OK, back to my point: I have one guilty pleasure, as it were, where it comes to flavored coffee beverages. I know, I know… real connoisseurs don’t use any flavoring. But, years ago an astute barista who was a personal friend of mine made me an almond cappuccino.

Now, I’m not going to say that the skies parted, light shone, angels sang, and that I was enraptured by a glorious ecstasy as I partook… but it was close. Thanks, Mike, wherever you are.

Since then, I’ve been an addict. When Starbucks finally entered the Florida market, I quickly made the Grande Almond Cappuccino my beverage of choice… when in the mood for something other than a bold drip or a doppio.

I’ve partaken of this particular beverage all over the United States in Starbucks locations and even as far away as Singapore. I love it. It is truly a pleasurable experience that I enjoy.

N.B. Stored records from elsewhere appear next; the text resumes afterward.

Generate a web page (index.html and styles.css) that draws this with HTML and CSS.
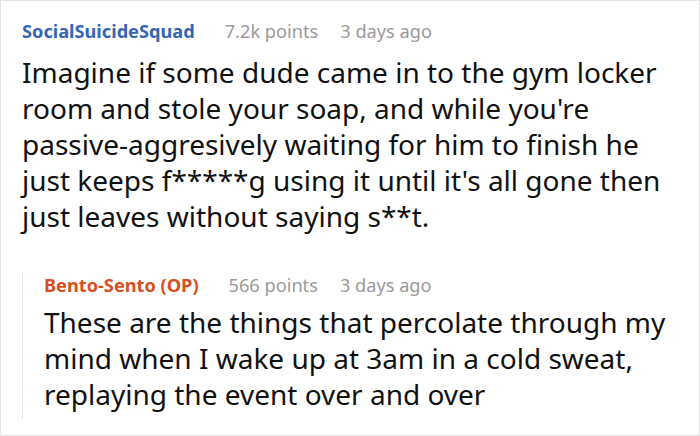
FILE: index.html
```html
<!DOCTYPE html>
<html>
<head>
<meta charset="utf-8">
<link rel="stylesheet" href="styles.css">
</head>
<body>
<div class="card">
  <div class="comment">
    <div class="meta">
      <span class="author">SocialSuicideSquad</span>
      <span class="info">7.2k points</span>
      <span class="info">3 days ago</span>
    </div>
    <p class="body">Imagine if some dude came in to the gym locker room and stole your soap, and while you're passive-aggresively waiting for him to finish he just keeps f*****g using it until it's all gone then just leaves without saying s**t.</p>
  </div>
  <div class="reply">
    <div class="meta">
      <span class="author op">Bento-Sento (OP)</span>
      <span class="info">566 points</span>
      <span class="info">3 days ago</span>
    </div>
    <p class="body">These are the things that percolate through my mind when I wake up at 3am in a cold sweat, replaying the event over and over</p>
  </div>
</div>
</body>
</html>
```
FILE: styles.css
```css
html, body {
  margin: 0;
  padding: 0;
  background: #fff;
}
.card {
  box-sizing: border-box;
  width: 700px;
  height: 436px;
  border: 1px solid #e3e3e3;
  padding: 19px 12px 0 21px;
  font-family: "Noto Sans", "Open Sans", sans-serif;
  color: #111;
  overflow: hidden;
}
.meta {
  display: flex;
  gap: 22px;
  font-size: 18.2px;
  line-height: 22px;
  white-space: nowrap;
}
.author {
  font-weight: 700;
  color: #3565b5;
  margin-right: 8px;
}
.author.op {
  color: #d5501d;
}
.info {
  color: #9a9a9a;
}
.body {
  margin: 12px 0 0;
  font-size: 28px;
  line-height: 36px;
}
.reply {
  margin-top: 49px;
  margin-right: -8px;
  border-left: 1px solid #e0e0e0;
  padding: 0 0 7px 21px;
}
.reply .meta {
  margin-top: -9px;
}
.reply .body {
  margin-top: 8px;
}
```
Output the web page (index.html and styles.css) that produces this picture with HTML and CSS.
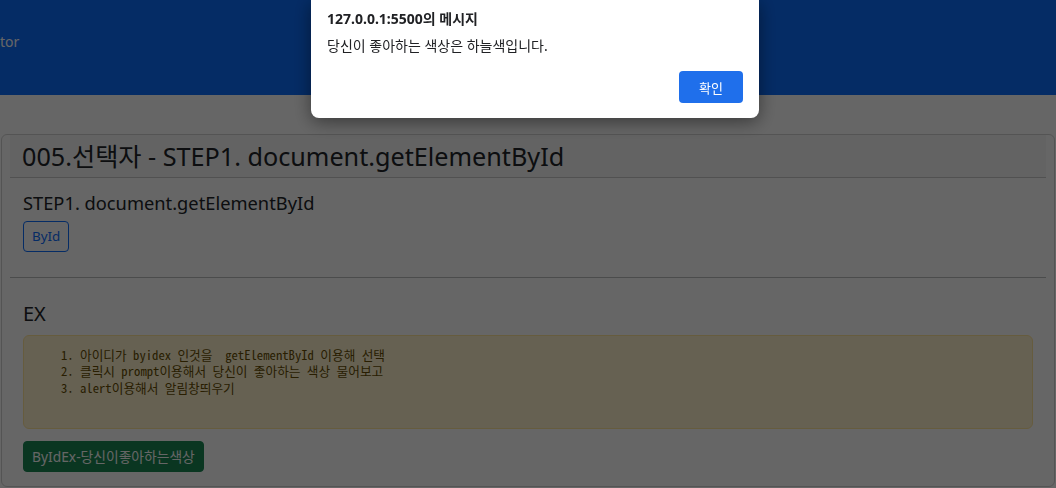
FILE: index.html
```html
<!DOCTYPE html>
<html lang="ko">
<head>
<meta charset="utf-8">
<title>005.선택자 - STEP1</title>
<link rel="stylesheet" href="styles.css">
</head>
<body>
<header class="topbar"><span class="brand-tail">tor</span></header>
<main class="page">
  <section class="card">
    <div class="card-header"><h3 class="card-title">005.선택자 - STEP1. document.getElementById</h3></div>
    <div class="card-body step">
      <h5 class="step-title">STEP1. document.getElementById</h5>
      <button class="btn btn-outline-primary" type="button">ById</button>
    </div>
    <hr class="divider">
    <div class="card-body ex">
      <h4 class="ex-title">EX</h4>
      <div class="alert-warning">
        <ol class="task-list">
          <li>아이디가 byidex 인것을  getElementById 이용해 선택</li>
          <li>클릭시 prompt이용해서 당신이 좋아하는 색상 물어보고</li>
          <li>alert이용해서 알림창띄우기</li>
        </ol>
      </div>
      <button class="btn btn-success" type="button">ByIdEx-당신이좋아하는색상</button>
    </div>
  </section>
</main>
<div class="backdrop"></div>
<div class="dialog" role="alertdialog">
  <div class="dialog-title">127.0.0.1:5500의 메시지</div>
  <div class="dialog-msg">당신이 좋아하는 색상은 하늘색입니다.</div>
  <div class="dialog-actions"><button class="dialog-ok" type="button">확인</button></div>
</div>
</body>
</html>
```

FILE: styles.css
```css
* { box-sizing: border-box; }

html, body {
  margin: 0;
  height: 488px;
  overflow: hidden;
}

body {
  background: #fff;
  color: #212529;
  font-family: "Noto Sans", "Noto Sans CJK KR", sans-serif;
}

.topbar {
  height: 95px;
  background: #0d6efd;
  padding-top: 33px;
}

.brand-tail {
  display: block;
  color: #ffffff;
  font-size: 14px;
  line-height: 18px;
}

.page {
  padding: 39px 1px 0;
}

.card {
  border: 1px solid rgba(0, 0, 0, 0.175);
  border-radius: 6px;
  padding: 0 8px;
}

.card-header {
  background: rgba(0, 0, 0, 0.03);
  border-bottom: 1px solid rgba(0, 0, 0, 0.175);
  padding: 5px 12px;
}

.card-title {
  margin: 0;
  font-size: 25.2px;
  line-height: 32.4px;
  font-weight: 400;
}

.card-body {
  display: flex;
  flex-direction: column;
  align-items: flex-start;
}

.step {
  padding: 13px 13px 25px;
}

.step-title {
  margin: 0 0 6px;
  font-size: 18.3px;
  line-height: 24px;
  font-weight: 400;
}

.divider {
  margin: 0;
  border: 0;
  border-top: 1px solid rgba(33, 37, 41, 0.3);
}

.ex {
  padding: 23px 13px 14px;
}

.ex-title {
  margin: 0 0 7px;
  font-size: 20px;
  line-height: 26.4px;
  font-weight: 400;
}

.btn {
  font-family: "Noto Sans", "Noto Sans CJK KR", sans-serif;
  font-size: 13.4px;
  line-height: 21px;
  padding: 4px 8px;
  border: 1px solid transparent;
  border-radius: 4px;
  background: transparent;
}

.btn-outline-primary {
  color: #0d6efd;
  border-color: #0d6efd;
}

.btn-success {
  color: #fff;
  background: #198754;
  border-color: #198754;
  font-size: 13.8px;
}

.alert-warning {
  align-self: stretch;
  background: #fff3cd;
  border: 1px solid #ffe69c;
  border-radius: 6px;
  color: #664d03;
  padding: 11px 16px 16px;
  margin-bottom: 12px;
}

.task-list {
  margin: 0 0 16px;
  padding-left: 40px;
  font-family: "Noto Sans Mono CJK KR", "Noto Sans Mono CJK SC", "DejaVu Sans Mono", monospace;
  font-size: 12.7px;
  line-height: 16.5px;
}

.task-list li {
  white-space: pre-wrap;
}

.backdrop {
  position: fixed;
  inset: 0;
  background: rgba(0, 0, 0, 0.6);
}

.dialog {
  position: fixed;
  top: 0;
  left: 311px;
  width: 448px;
  background: #fff;
  border-radius: 0 0 8px 8px;
  box-shadow: 0 4px 18px rgba(0, 0, 0, 0.45);
  padding: 9px 16px 15px;
  color: #202124;
  font-family: "Noto Sans", "Noto Sans CJK KR", sans-serif;
}

.dialog-title {
  font-size: 14px;
  line-height: 20px;
  font-weight: 700;
}

.dialog-msg {
  margin-top: 7px;
  font-size: 14px;
  line-height: 20px;
}

.dialog-actions {
  display: flex;
  justify-content: flex-end;
  margin-top: 15px;
}

.dialog-ok {
  width: 64px;
  height: 32px;
  border: 0;
  border-radius: 4px;
  background: #1f6feb;
  color: #fff;
  font-family: "Noto Sans", "Noto Sans CJK KR", sans-serif;
  font-size: 13px;
}
```
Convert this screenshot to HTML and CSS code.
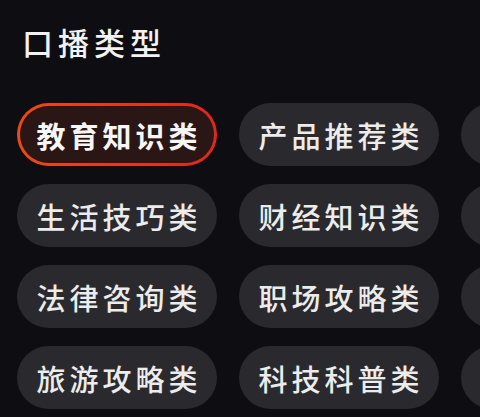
FILE: index.html
```html
<!DOCTYPE html>
<html lang="zh-CN">
<head>
<meta charset="utf-8">
<title>口播类型</title>
<link rel="stylesheet" href="styles.css">
</head>
<body>
<div class="page">
  <h1 class="title">口播类型</h1>
  <div class="grid">
    <div class="chip selected">教育知识类</div>
    <div class="chip">产品推荐类</div>
    <div class="chip">美食探店类</div>
    <div class="chip">生活技巧类</div>
    <div class="chip">财经知识类</div>
    <div class="chip">情感心理类</div>
    <div class="chip">法律咨询类</div>
    <div class="chip">职场攻略类</div>
    <div class="chip">健康养生类</div>
    <div class="chip">旅游攻略类</div>
    <div class="chip">科技科普类</div>
    <div class="chip">历史人文类</div>
  </div>
</div>
</body>
</html>
```

FILE: styles.css
```css
html, body {
  margin: 0;
  padding: 0;
  background: #0e0e12;
}
.page {
  width: 480px;
  height: 417px;
  overflow: hidden;
  font-family: "Noto Sans CJK SC", "Noto Sans", sans-serif;
  color: #f2f2f2;
}
.title {
  margin: 0;
  padding: 22px 0 0 22px;
  font-size: 31px;
  line-height: 40px;
  font-weight: 500;
  letter-spacing: 5px;
}
.grid {
  margin-top: 41px;
  padding-left: 17px;
  display: grid;
  grid-template-columns: repeat(3, 200px);
  column-gap: 22px;
  row-gap: 18px;
  width: 700px;
}
.chip {
  box-sizing: border-box;
  height: 63px;
  border-radius: 32px;
  background: #2a2a2e;
  display: flex;
  align-items: center;
  justify-content: center;
  font-size: 29px;
  font-weight: 500;
  letter-spacing: 4px;
  padding-left: 4px;
  color: #ececec;
}
.chip.selected {
  border: 3px solid transparent;
  background:
    linear-gradient(#2a1614, #2a1614) padding-box,
    linear-gradient(90deg, #ec4a18, #e0261e) border-box;
  font-weight: 700;
  color: #f6f6f6;
}
```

So, imagine my dismay when the baristas at my local Starbucks announced that the almond syrup was being phased out. First, their ability to ring the drink up properly was taken away by a software update to their POS system. Now, they’ve actually told me that the syrup is gone. Some locations still have some, but almond—as a flavoring syrup at Starbucks—is basically dead.

I don’t spend enough at Starbucks to have the clout to pressure them to bring it back (despite whatever my wife may think about my Starbucks budget), so I’m not planning to mount any major campaign to boycott or ask people to join me. However, I am truly saddened by the loss. Most people stick with vanilla or hazelnut or one of the more popular syrups, I know. But they simply don’t know what they’re missing.

So… I bid the Starbucks almond syrup a fond farewell. And yes, every time I’m in a small private coffee shop (which I’ll admit I’ll be on the lookout for now more than ever), I’ll be forced to inquire… just in case they have some.